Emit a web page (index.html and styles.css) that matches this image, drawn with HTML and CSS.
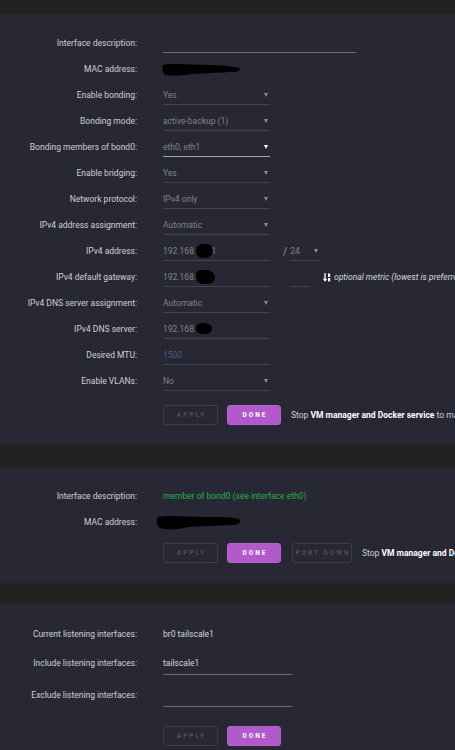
FILE: index.html
```html
<!DOCTYPE html>
<html lang="en">
<head>
    <meta charset="UTF-8">
    <meta name="viewport" content="width=device-width, initial-scale=1.0">
    <title>Network Settings</title>
    <link rel="stylesheet" href="styles.css">
</head>
<body>
    <section class="panel">
        <div class="row">
            <label>Interface description:</label>
            <div class="value"><div class="field input wide bright"></div></div>
        </div>
        <div class="row">
            <label>MAC address:</label>
            <div class="value">
                <svg class="blob" width="79" height="13" viewBox="0 0 79 13"><path d="M1 2 C8 0 28 2 44 2 C58 2 70 3 77 5 C79 7 77 9 70 9 C55 10 40 10 30 11 C20 13 8 13 3 12 C0 9 0 5 1 2Z"/></svg>
            </div>
        </div>
        <div class="row">
            <label>Enable bonding:</label>
            <div class="value"><div class="field select">Yes</div></div>
        </div>
        <div class="row">
            <label>Bonding mode:</label>
            <div class="value"><div class="field select">active-backup (1)</div></div>
        </div>
        <div class="row">
            <label>Bonding members of bond0:</label>
            <div class="value"><div class="field select focus">eth0, eth1</div></div>
        </div>
        <div class="row">
            <label>Enable bridging:</label>
            <div class="value"><div class="field select">Yes</div></div>
        </div>
        <div class="row">
            <label>Network protocol:</label>
            <div class="value"><div class="field select">IPv4 only</div></div>
        </div>
        <div class="row">
            <label>IPv4 address assignment:</label>
            <div class="value"><div class="field select">Automatic</div></div>
        </div>
        <div class="row">
            <label>IPv4 address:</label>
            <div class="value">
                <div class="field input">192.168.<span class="redact"></span><span class="tail">1</span></div>
                <span class="slash">/</span>
                <div class="field select mask">24</div>
            </div>
        </div>
        <div class="row">
            <label>IPv4 default gateway:</label>
            <div class="value">
                <div class="field input">192.168.<span class="redact gw"></span></div>
                <div class="field input metric"></div>
                <svg class="sort" width="9" height="9" viewBox="0 0 9 9"><path d="M2 0 V7.5 M0.4 5.8 L2 7.8 L3.6 5.8" stroke="#fff" stroke-width="1.3" fill="none"/><rect x="5" y="0.5" width="2.2" height="3.4" fill="#fff"/><rect x="5" y="5" width="2.2" height="3.4" fill="#fff"/></svg>
                <span class="hint">optional metric (lowest is preferred, 0 is default)</span>
            </div>
        </div>
        <div class="row">
            <label>IPv4 DNS server assignment:</label>
            <div class="value"><div class="field select">Automatic</div></div>
        </div>
        <div class="row">
            <label>IPv4 DNS server:</label>
            <div class="value"><div class="field input">192.168.<span class="redact dns"></span></div></div>
        </div>
        <div class="row">
            <label>Desired MTU:</label>
            <div class="value"><div class="field input placeholder">1500</div></div>
        </div>
        <div class="row">
            <label>Enable VLANs:</label>
            <div class="value"><div class="field select">No</div></div>
        </div>
        <div class="actions">
            <button class="btn" disabled>Apply</button>
            <button class="btn primary">Done</button>
            <span class="note">Stop <b>VM manager and Docker service</b> to make changes</span>
        </div>
    </section>

    <section class="panel">
        <div class="row">
            <label>Interface description:</label>
            <div class="value"><span class="green">member of bond0 (see interface eth0)</span></div>
        </div>
        <div class="row">
            <label>MAC address:</label>
            <div class="value">
                <svg class="blob shift" width="85" height="15" viewBox="0 0 85 15"><path d="M2 2 C12 0 30 2 48 2 C62 2 76 2 83 4 C85 6 84 9 78 10 C60 11 45 11 32 12 C22 15 10 15 4 13 C0 10 0 5 2 2Z"/></svg>
            </div>
        </div>
        <div class="actions tight">
            <button class="btn" disabled>Apply</button>
            <button class="btn primary">Done</button>
            <button class="btn wide-btn" disabled>Port down</button>
            <span class="note">Stop <b>VM manager and Docker service</b> to make changes</span>
        </div>
    </section>

    <section class="panel">
        <div class="row">
            <label>Current listening interfaces:</label>
            <div class="value"><span class="plain">br0 tailscale1</span></div>
        </div>
        <div class="row tall">
            <label>Include listening interfaces:</label>
            <div class="value"><div class="field input long bright plain">tailscale1</div></div>
        </div>
        <div class="row tall">
            <label>Exclude listening interfaces:</label>
            <div class="value"><div class="field input long bright"></div></div>
        </div>
        <div class="actions loose">
            <button class="btn" disabled>Apply</button>
            <button class="btn primary">Done</button>
        </div>
    </section>
</body>
</html>
```

FILE: styles.css
```css
body {
    margin: 0;
    padding-top: 14px;
    background: #222222;
    font-family: Roboto, "Noto Sans", sans-serif;
    font-size: 8.5px;
    color: #cfd0d3;
    overflow: hidden;
    white-space: nowrap;
}
.panel {
    background: #272834;
    padding: 16px 0 19px;
    margin-bottom: 23px;
    overflow: hidden;
}
.panel:nth-of-type(2) {
    padding-bottom: 20px;
    margin-bottom: 22px;
}
.row {
    display: grid;
    grid-template-columns: 137px auto;
    column-gap: 26px;
    align-items: center;
    height: 26px;
}
.row.tall {
    height: 32px;
}
.row label {
    text-align: right;
}
.value {
    display: flex;
    align-items: center;
}
.value > * {
    flex-shrink: 0;
}
.field {
    box-sizing: border-box;
    width: 107px;
    height: 19px;
    line-height: 18px;
    border-bottom: 1px solid #42444f;
    color: #81838a;
    display: flex;
    align-items: center;
    justify-content: space-between;
    padding-right: 2px;
}
.row.tall .field {
    height: 23px;
    line-height: 22px;
}
.field.wide {
    width: 193px;
}
.field.long {
    width: 129px;
}
.field.bright {
    border-bottom-color: #6c6d76;
}
.field.plain {
    color: #d6d7da;
}
.field.placeholder {
    color: #4d5c86;
}
.field.input {
    justify-content: flex-start;
}
.select::after {
    content: '';
    border-left: 2.5px solid transparent;
    border-right: 2.5px solid transparent;
    border-top: 4px solid #8a8c93;
}
.select.focus {
    border-bottom-color: #a5a6ab;
}
.select.focus::after {
    border-top-color: #ffffff;
}
.select.mask {
    width: 31px;
    padding-right: 3px;
}
.slash {
    margin: 0 3px 0 13px;
    color: #9a9ca2;
    font-size: 10px;
}
.metric {
    width: 20px;
    margin-left: 20px;
}
.sort {
    margin-left: 13px;
}
.hint {
    margin-left: 2px;
    font-style: italic;
    color: #d8d9dc;
}
.redact {
    display: inline-block;
    width: 17px;
    height: 14px;
    background: #000;
    border-radius: 45% 40% 50% 45%;
}
.redact.gw {
    width: 19px;
    height: 14px;
    border-radius: 30% 50% 45% 40%;
}
.redact.dns {
    width: 16px;
    height: 11px;
    border-radius: 40% 50% 50% 40%;
}
.tail {
    margin-left: -2px;
}
.blob {
    display: block;
    margin-left: -1px;
}
.blob.shift {
    margin-left: -7px;
}
.green {
    color: #22b24f;
}
.plain {
    color: #d6d7da;
}
.actions {
    display: flex;
    align-items: center;
    padding-left: 163px;
    margin-top: 11px;
}
.actions.tight {
    margin-top: 8px;
}
.actions.loose {
    margin-top: 15px;
}
.btn {
    flex-shrink: 0;
    box-sizing: border-box;
    width: 55px;
    height: 20px;
    margin: 0 9px 0 0;
    padding: 0 0 0 2px;
    border: 1px solid #3c3e49;
    border-radius: 3px;
    background: transparent;
    color: #4d4f5a;
    font-family: Roboto, sans-serif;
    font-size: 6.5px;
    font-weight: bold;
    letter-spacing: 2px;
    text-transform: uppercase;
}
.btn.primary {
    width: 54px;
    margin-right: 10px;
    background: #b259cc;
    border-color: #b65fcf;
    color: #ffffff;
}
.actions.tight .btn.primary {
    margin-right: 11px;
}
.btn.wide-btn {
    width: 60px;
    margin-right: 10px;
}
.note {
    flex-shrink: 0;
    color: #d0d1d4;
}
.note b {
    color: #ffffff;
}
```
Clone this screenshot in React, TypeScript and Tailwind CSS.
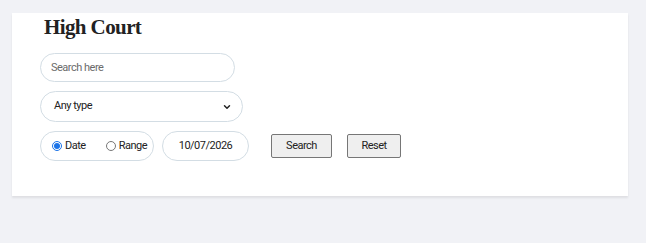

** Stated goal **
Wherever the string "styles" appears in the entries above, list that line.

** Answer for this exercise **
Emit a web page (index.html and styles.css) that matches this image, drawn with HTML and CSS.
    <link rel="stylesheet" href="styles.css">
FILE: styles.css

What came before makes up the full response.